_Problem details_.
Extract each line of the material that follows exactly and omit its pictures.

* * *

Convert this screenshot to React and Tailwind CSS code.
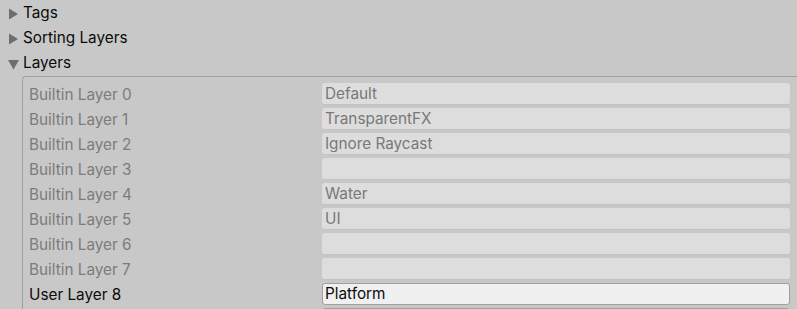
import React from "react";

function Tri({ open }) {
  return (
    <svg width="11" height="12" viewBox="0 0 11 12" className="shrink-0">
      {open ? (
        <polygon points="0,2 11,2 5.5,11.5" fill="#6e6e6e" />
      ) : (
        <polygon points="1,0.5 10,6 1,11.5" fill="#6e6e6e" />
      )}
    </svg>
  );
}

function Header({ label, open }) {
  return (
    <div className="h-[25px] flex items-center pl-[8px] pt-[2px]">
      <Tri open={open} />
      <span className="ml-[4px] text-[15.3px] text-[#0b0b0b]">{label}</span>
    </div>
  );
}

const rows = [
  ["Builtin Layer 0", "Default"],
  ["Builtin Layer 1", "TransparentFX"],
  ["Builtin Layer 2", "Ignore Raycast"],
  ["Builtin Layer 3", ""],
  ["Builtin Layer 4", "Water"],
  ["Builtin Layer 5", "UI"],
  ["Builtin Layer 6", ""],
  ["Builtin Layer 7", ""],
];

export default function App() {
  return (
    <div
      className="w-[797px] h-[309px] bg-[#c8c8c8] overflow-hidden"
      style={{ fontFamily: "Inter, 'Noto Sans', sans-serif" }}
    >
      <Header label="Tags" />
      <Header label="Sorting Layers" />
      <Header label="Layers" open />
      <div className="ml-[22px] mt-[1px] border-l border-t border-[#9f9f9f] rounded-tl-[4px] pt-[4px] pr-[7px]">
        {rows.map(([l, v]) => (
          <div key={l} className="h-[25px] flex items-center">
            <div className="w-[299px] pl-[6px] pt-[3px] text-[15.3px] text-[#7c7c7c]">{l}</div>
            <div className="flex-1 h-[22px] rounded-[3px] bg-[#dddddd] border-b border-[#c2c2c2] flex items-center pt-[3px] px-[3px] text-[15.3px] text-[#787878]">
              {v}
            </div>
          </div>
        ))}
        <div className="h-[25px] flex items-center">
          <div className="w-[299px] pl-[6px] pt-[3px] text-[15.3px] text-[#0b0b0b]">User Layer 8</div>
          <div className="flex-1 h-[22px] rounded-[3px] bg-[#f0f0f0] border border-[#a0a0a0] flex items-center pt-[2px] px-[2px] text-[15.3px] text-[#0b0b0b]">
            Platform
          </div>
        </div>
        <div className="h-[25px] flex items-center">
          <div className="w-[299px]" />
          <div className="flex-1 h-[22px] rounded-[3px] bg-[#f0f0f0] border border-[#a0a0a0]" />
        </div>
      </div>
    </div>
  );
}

* * *

_Exercise output_.
Convert this screenshot to React and Tailwind CSS code.
import React from "react";

function Tri({ open }) {
  return (
    <svg width="11" height="12" viewBox="0 0 11 12" className="shrink-0">
      {open ? (
        <polygon points="0,2 11,2 5.5,11.5" fill="#6e6e6e" />
      ) : (
        <polygon points="1,0.5 10,6 1,11.5" fill="#6e6e6e" />
      )}
    </svg>
  );
}

function Header({ label, open }) {
  return (
    <div className="h-[25px] flex items-center pl-[8px] pt-[2px]">
      <Tri open={open} />
      <span className="ml-[4px] text-[15.3px] text-[#0b0b0b]">{label}</span>
    </div>
  );
}

const rows = [
  ["Builtin Layer 0", "Default"],
  ["Builtin Layer 1", "TransparentFX"],
  ["Builtin Layer 2", "Ignore Raycast"],
  ["Builtin Layer 3", ""],
  ["Builtin Layer 4", "Water"],
  ["Builtin Layer 5", "UI"],
  ["Builtin Layer 6", ""],
  ["Builtin Layer 7", ""],
];

export default function App() {
  return (
    <div
      className="w-[797px] h-[309px] bg-[#c8c8c8] overflow-hidden"
      style={{ fontFamily: "Inter, 'Noto Sans', sans-serif" }}
    >
      <Header label="Tags" />
      <Header label="Sorting Layers" />
      <Header label="Layers" open />
      <div className="ml-[22px] mt-[1px] border-l border-t border-[#9f9f9f] rounded-tl-[4px] pt-[4px] pr-[7px]">
        {rows.map(([l, v]) => (
          <div key={l} className="h-[25px] flex items-center">
            <div className="w-[299px] pl-[6px] pt-[3px] text-[15.3px] text-[#7c7c7c]">{l}</div>
            <div className="flex-1 h-[22px] rounded-[3px] bg-[#dddddd] border-b border-[#c2c2c2] flex items-center pt-[3px] px-[3px] text-[15.3px] text-[#787878]">
              {v}
            </div>
          </div>
        ))}
        <div className="h-[25px] flex items-center">
          <div className="w-[299px] pl-[6px] pt-[3px] text-[15.3px] text-[#0b0b0b]">User Layer 8</div>
          <div className="flex-1 h-[22px] rounded-[3px] bg-[#f0f0f0] border border-[#a0a0a0] flex items-center pt-[2px] px-[2px] text-[15.3px] text-[#0b0b0b]">
            Platform
          </div>
        </div>
        <div className="h-[25px] flex items-center">
          <div className="w-[299px]" />
          <div className="flex-1 h-[22px] rounded-[3px] bg-[#f0f0f0] border border-[#a0a0a0]" />
        </div>
      </div>
    </div>
  );
}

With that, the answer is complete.